## [Given problem]
Using the data below, tally the lines that include the string "React". Only the number is wanted.

## [Data for the task]
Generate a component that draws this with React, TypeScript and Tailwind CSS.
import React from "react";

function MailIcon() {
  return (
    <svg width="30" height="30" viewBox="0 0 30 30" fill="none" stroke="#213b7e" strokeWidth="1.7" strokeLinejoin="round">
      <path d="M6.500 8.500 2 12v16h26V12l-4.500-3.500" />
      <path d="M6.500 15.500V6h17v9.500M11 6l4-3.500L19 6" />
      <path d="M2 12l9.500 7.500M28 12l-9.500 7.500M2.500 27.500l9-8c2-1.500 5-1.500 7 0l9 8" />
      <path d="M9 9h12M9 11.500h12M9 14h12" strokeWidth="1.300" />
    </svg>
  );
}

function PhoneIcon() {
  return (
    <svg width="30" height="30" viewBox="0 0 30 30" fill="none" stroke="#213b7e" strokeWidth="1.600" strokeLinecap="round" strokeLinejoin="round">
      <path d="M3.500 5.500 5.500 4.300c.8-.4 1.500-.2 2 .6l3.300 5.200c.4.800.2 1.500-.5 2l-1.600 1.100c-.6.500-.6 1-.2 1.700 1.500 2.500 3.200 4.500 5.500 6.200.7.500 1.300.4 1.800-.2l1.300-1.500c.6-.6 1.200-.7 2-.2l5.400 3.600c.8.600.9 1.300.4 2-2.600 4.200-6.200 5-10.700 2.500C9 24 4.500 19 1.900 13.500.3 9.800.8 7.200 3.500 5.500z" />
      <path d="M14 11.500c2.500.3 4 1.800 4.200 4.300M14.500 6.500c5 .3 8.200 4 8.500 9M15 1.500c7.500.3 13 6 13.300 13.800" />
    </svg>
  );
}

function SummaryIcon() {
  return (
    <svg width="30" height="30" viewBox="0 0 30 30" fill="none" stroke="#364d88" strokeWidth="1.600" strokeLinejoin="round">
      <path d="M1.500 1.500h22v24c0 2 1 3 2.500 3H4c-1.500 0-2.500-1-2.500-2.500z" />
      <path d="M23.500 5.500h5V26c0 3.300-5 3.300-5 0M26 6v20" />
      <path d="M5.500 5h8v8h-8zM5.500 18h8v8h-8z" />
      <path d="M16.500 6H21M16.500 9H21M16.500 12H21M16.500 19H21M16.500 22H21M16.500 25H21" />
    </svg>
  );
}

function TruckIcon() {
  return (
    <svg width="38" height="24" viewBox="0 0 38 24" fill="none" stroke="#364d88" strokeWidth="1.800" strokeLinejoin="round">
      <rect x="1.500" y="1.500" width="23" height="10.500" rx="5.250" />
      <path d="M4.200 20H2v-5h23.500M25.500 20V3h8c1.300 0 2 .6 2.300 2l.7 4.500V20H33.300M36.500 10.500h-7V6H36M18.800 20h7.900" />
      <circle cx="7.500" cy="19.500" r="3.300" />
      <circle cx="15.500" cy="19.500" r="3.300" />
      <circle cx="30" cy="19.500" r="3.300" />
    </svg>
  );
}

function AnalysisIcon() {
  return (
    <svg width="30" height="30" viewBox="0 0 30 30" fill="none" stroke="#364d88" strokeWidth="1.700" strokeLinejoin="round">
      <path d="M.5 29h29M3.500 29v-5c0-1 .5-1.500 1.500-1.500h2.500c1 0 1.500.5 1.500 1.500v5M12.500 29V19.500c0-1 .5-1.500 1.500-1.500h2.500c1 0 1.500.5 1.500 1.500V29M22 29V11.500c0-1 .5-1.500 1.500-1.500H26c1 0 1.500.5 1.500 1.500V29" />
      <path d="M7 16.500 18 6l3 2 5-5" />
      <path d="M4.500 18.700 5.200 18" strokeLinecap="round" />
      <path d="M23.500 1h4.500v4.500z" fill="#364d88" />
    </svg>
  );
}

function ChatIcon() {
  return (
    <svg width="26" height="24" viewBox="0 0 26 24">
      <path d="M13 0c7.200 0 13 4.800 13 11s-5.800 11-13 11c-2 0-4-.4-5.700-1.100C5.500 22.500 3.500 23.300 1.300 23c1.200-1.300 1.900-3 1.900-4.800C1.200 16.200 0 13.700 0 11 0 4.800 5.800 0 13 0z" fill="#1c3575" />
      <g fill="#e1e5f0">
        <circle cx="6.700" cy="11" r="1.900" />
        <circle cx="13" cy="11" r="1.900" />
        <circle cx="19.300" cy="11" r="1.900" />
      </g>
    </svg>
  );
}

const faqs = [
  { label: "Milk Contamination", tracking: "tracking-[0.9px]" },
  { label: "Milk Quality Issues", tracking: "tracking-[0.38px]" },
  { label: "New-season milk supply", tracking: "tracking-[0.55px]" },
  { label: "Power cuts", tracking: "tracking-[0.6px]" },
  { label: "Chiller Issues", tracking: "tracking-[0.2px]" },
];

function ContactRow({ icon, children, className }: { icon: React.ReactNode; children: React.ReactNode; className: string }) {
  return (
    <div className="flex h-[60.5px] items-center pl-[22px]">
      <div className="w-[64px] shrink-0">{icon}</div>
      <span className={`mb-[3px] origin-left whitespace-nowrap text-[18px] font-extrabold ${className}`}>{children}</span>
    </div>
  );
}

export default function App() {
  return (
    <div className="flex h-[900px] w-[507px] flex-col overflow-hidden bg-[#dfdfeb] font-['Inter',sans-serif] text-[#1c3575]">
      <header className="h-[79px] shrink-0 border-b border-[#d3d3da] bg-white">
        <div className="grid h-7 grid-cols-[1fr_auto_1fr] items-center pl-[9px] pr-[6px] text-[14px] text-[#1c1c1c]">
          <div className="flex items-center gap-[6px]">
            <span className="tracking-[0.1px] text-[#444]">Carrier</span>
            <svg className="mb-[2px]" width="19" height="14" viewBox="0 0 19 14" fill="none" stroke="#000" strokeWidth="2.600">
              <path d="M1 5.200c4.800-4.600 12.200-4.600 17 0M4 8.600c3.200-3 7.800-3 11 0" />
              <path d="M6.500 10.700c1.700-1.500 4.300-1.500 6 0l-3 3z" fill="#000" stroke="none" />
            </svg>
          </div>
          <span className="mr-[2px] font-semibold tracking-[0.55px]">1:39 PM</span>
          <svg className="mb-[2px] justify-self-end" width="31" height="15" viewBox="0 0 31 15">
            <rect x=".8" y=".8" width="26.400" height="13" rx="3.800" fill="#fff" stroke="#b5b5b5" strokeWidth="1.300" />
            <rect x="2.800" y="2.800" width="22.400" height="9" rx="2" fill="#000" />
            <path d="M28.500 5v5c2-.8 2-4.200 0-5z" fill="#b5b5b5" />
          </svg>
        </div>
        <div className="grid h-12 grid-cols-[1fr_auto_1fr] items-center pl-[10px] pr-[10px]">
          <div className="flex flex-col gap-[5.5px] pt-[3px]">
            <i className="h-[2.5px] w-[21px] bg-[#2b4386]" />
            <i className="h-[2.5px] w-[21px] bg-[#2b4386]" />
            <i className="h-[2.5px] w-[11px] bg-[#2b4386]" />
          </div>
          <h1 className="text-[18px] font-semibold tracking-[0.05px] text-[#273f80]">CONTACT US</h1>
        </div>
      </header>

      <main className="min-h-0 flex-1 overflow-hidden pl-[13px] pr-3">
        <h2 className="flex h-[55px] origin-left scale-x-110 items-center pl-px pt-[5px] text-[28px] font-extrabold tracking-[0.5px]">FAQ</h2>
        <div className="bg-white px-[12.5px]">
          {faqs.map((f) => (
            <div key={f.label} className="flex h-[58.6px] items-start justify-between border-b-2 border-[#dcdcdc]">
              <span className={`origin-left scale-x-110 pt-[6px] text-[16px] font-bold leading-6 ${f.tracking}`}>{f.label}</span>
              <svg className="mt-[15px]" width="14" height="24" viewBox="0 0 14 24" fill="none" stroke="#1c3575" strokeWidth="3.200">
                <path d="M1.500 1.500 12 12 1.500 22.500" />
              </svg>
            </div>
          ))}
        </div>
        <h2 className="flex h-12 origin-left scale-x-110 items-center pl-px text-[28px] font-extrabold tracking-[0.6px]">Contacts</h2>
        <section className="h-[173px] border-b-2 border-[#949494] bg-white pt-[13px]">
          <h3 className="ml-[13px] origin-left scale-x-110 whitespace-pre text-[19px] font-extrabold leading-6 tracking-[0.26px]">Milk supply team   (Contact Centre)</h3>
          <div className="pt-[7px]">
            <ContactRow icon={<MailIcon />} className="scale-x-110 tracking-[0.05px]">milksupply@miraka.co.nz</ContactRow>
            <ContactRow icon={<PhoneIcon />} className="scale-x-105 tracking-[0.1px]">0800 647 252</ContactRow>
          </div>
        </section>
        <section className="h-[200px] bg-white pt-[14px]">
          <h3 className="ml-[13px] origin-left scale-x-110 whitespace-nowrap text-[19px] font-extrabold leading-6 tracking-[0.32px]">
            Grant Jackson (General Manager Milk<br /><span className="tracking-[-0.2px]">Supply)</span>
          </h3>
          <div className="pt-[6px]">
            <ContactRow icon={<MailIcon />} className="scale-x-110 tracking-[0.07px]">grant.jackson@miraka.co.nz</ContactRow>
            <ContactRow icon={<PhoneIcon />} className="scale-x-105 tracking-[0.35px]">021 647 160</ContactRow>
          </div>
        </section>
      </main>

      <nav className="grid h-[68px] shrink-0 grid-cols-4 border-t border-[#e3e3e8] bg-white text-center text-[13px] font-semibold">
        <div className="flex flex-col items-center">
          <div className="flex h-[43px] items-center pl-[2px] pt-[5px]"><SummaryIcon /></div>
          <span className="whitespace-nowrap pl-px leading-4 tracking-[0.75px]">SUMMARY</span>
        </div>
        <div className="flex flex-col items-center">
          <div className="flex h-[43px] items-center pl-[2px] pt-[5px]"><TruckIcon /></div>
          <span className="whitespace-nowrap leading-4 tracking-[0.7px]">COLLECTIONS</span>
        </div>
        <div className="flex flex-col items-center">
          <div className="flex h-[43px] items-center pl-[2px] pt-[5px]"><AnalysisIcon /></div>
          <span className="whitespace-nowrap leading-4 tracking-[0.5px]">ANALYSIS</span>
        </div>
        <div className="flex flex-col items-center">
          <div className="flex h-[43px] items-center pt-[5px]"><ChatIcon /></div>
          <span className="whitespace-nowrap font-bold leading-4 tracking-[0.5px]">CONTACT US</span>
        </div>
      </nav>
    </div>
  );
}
==
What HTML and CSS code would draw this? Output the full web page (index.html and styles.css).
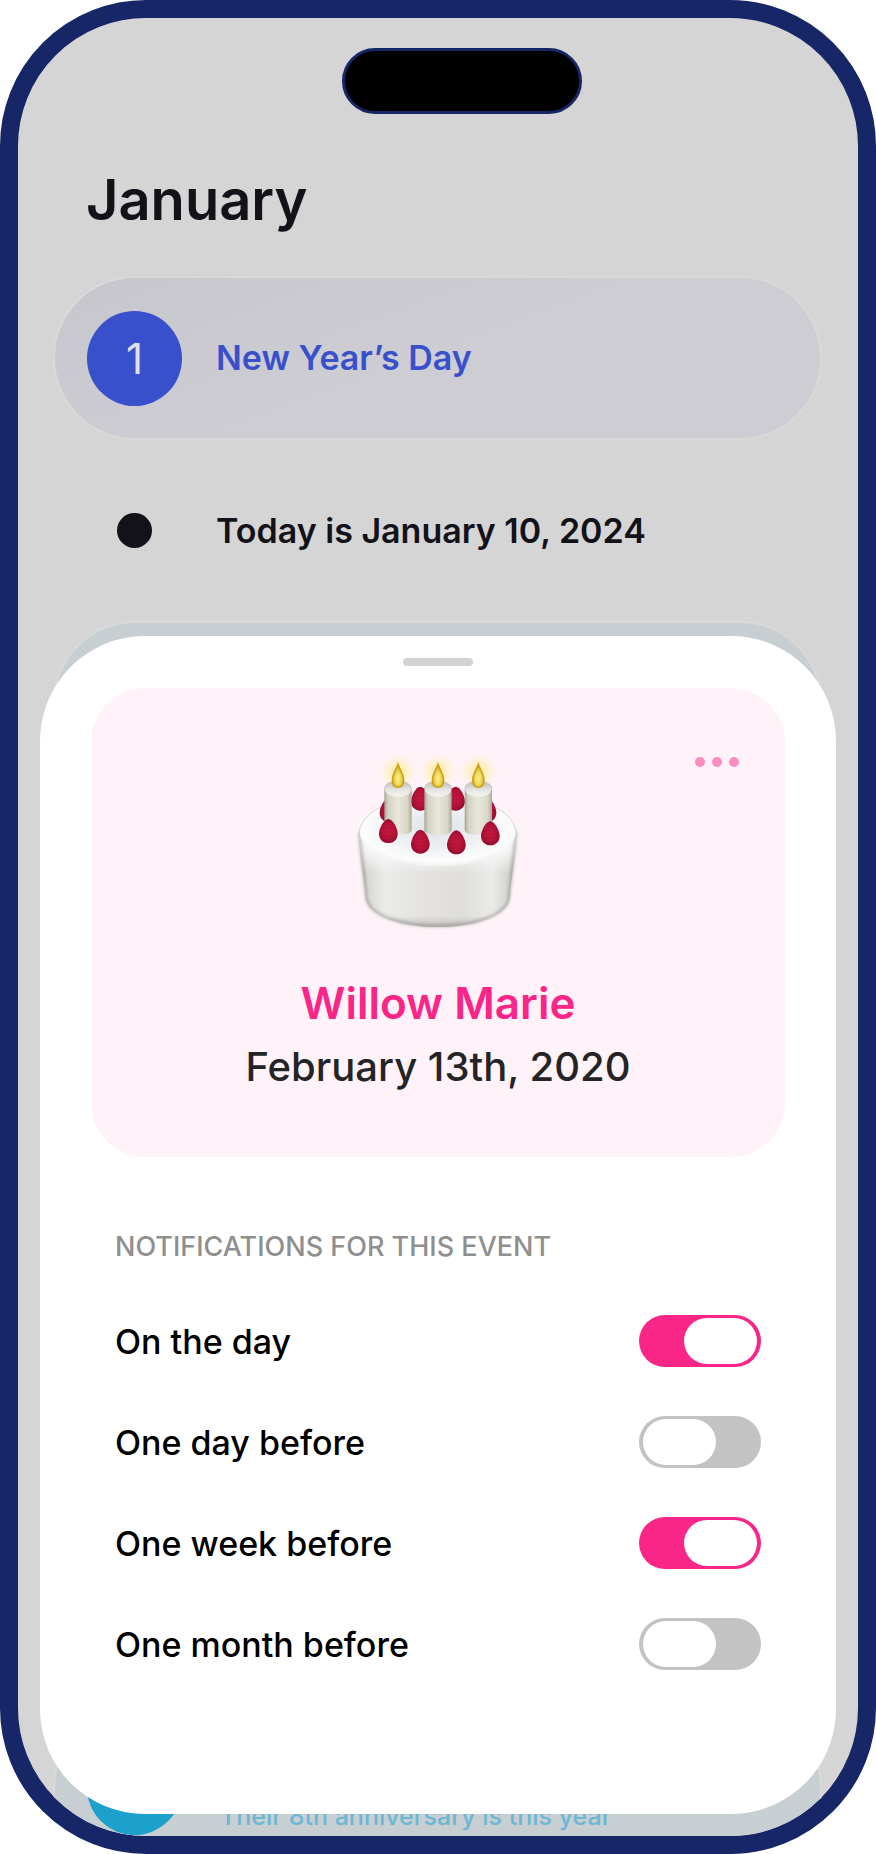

## [Task solution]
3